Rather than the overcrowded conditions of Omdurman Women’s Prison, where her defence lawyers expected her to be sent, Ms Gibbons is held at one of the dozens of anonymous whitewashed bungalows surrounded by high walls in Khartoum’s dusty suburbs. They were once used as “ghost houses”, the sort of places where opponents would disappear, but now they are usually reserved for high-ranking opposition leaders under arrest. She has a bed, which is not normally provided in Sudan’s cockroach-ridden jails, and as much food as she wants, in stark contrast to the rest of the prison system where relatives must bring in food and water every day.
In a statement released through her lawyers at the weekend, Ms Gibbons said: “I want people to know I have been well treated, and especially that I am well fed. I have been given so many apples I feel I could set up my own stall. The guards are constantly asking if I have everything I need.”
Elteyb Hag Ateya, a director of Khartoum University’s peace research institute, said that the Government was keen to limit damage from the affair. “Whenever I speak to anyone in government they say it is a nightmare and they do not want to hear about it again. They do not want any aftermath like the lady going home and holding a press conference complaining about conditions.
The influential Council of Islamic Scholars in Sudan warned the Government not to free Ms Gibbons early, saying that such a move would “wound the sensibilities of Muslims”.
Hundreds of Muslims took to the streets of Khartoum on Friday, some of them calling for Ms Gibbons’ death.
In a further sign of the domestic pressure on the Sudanese Government, scholars said that the sentence was already too light.

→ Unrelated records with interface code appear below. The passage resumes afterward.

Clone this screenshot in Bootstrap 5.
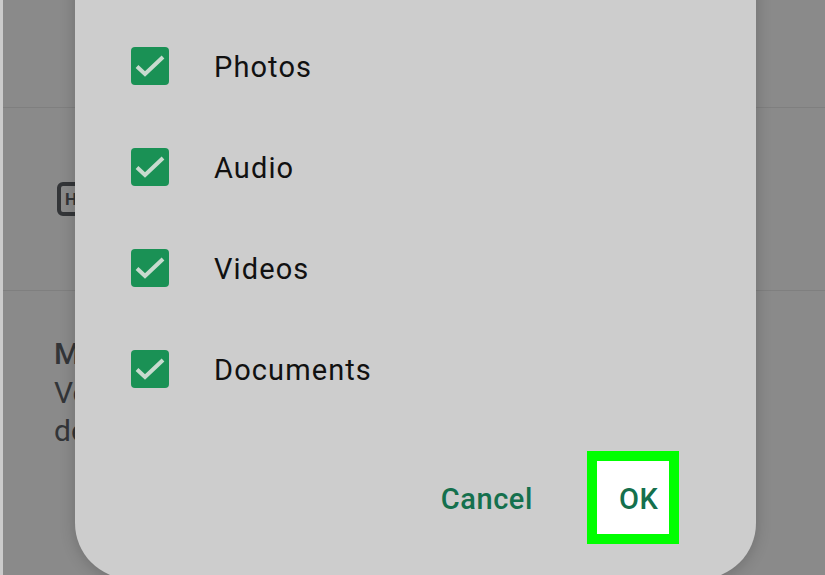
<!DOCTYPE html>
<html lang="en">
<head>
  <meta charset="UTF-8" />
  <meta name="viewport" content="width=device-width, initial-scale=1.0"/>
  <title>Media permissions</title>
  <link href="https://cdn.jsdelivr.net/npm/bootstrap@5.3.3/dist/css/bootstrap.min.css" rel="stylesheet">
  <style>
    html, body {
      height: 100%;
    }
    body {
      background-color: #cbcbcb;
      font-family: Roboto, "Liberation Sans", sans-serif;
      overflow: hidden;
    }
    .screen {
      position: relative;
      height: 575px;
      margin-left: 3px;
      background-color: #8a8a8a;
      overflow: hidden;
    }
    .bg-row {
      border-bottom: 1px solid #7f7f7f;
    }
    .bg-top { height: 108px; }
    .bg-icon { height: 183px; padding: 74px 0 0 54px; }
    .hd-icon {
      width: 40px;
      height: 34px;
      border: 4px solid #333538;
      border-radius: 6px;
      color: #333538;
      font-size: 17px;
      font-weight: 700;
      line-height: 26px;
      padding-left: 4px;
    }
    .bg-text {
      padding: 44px 0 0 51px;
      font-size: 30px;
      line-height: 38.5px;
      color: #333538;
      white-space: nowrap;
    }
    .bg-text strong { font-weight: 500; }
    .dialog {
      position: absolute;
      left: 72px;
      top: -60px;
      width: 681px;
      height: 639px;
      background-color: #cdcdcd;
      border-radius: 56px;
      box-shadow: 0 2px 16px rgba(0, 0, 0, .2);
      padding: 75px 0 0 56px;
    }
    .opt-row {
      height: 101px;
      gap: 45px;
      font-size: 29px;
      letter-spacing: 1.1px;
      color: #111;
    }
    .opt-label { padding-top: 4px; }
    .check-box {
      width: 38px;
      height: 38px;
      background-color: #1a9155;
      border-radius: 4px;
      flex-shrink: 0;
    }
    .dlg-actions {
      margin-top: 32px;
      margin-right: 77px;
      gap: 54px;
    }
    .dlg-btn {
      font-size: 29px;
      font-weight: 500;
      color: #14704d;
      letter-spacing: .6px;
    }
    .cancel-btn { padding-top: 4px; }
    .ok-box {
      width: 92px;
      height: 93px;
      background-color: #fff;
      border: 10px solid #00ff00;
      padding: 2px 0 0 22px;
      line-height: 73px;
    }
  </style>
</head>
<body>

<div class="screen">
  <div class="bg-row bg-top"></div>
  <div class="bg-row bg-icon">
    <div class="hd-icon">H</div>
  </div>
  <div class="bg-text">
    <strong>Ma</strong><br>
    Ve<br>
    de
  </div>

  <div class="dialog">
    <div class="opt-row d-flex align-items-center">
      <span class="check-box d-flex align-items-center justify-content-center">
        <svg width="38" height="38" viewBox="0 0 38 38"><path d="M6 19.5l8 7.500L32 10" fill="none" stroke="#c8dbcf" stroke-width="4"/></svg>
      </span>
      <span class="opt-label">Photos</span>
    </div>
    <div class="opt-row d-flex align-items-center">
      <span class="check-box d-flex align-items-center justify-content-center">
        <svg width="38" height="38" viewBox="0 0 38 38"><path d="M6 19.5l8 7.500L32 10" fill="none" stroke="#c8dbcf" stroke-width="4"/></svg>
      </span>
      <span class="opt-label">Audio</span>
    </div>
    <div class="opt-row d-flex align-items-center">
      <span class="check-box d-flex align-items-center justify-content-center">
        <svg width="38" height="38" viewBox="0 0 38 38"><path d="M6 19.5l8 7.500L32 10" fill="none" stroke="#c8dbcf" stroke-width="4"/></svg>
      </span>
      <span class="opt-label">Videos</span>
    </div>
    <div class="opt-row d-flex align-items-center">
      <span class="check-box d-flex align-items-center justify-content-center">
        <svg width="38" height="38" viewBox="0 0 38 38"><path d="M6 19.5l8 7.500L32 10" fill="none" stroke="#c8dbcf" stroke-width="4"/></svg>
      </span>
      <span class="opt-label">Documents</span>
    </div>
    <div class="dlg-actions d-flex justify-content-end align-items-center">
      <span class="dlg-btn cancel-btn">Cancel</span>
      <span class="dlg-btn ok-box">OK</span>
    </div>
  </div>
</div>

</body>
</html>
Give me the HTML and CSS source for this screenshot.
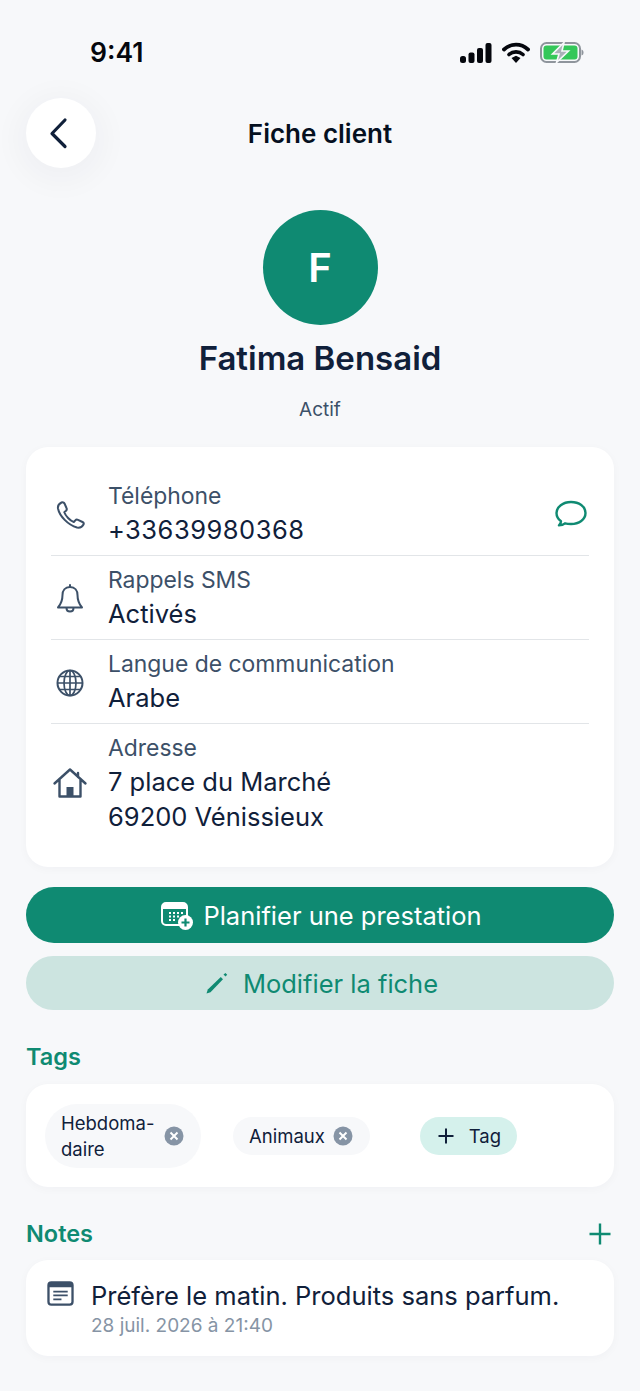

“If the Government retracts this judgment . . . this would be a very bad precedent and it would have very bad consequences on the reputation of the state . . . not only in Sudan but also outside Sudan,” said al-Sheikh Mohammad Abdel Karim, a spokesman for the council. “This is not a matter to be settled politically. This is a matter which goes to the very core of Muslims and their sensibilities.”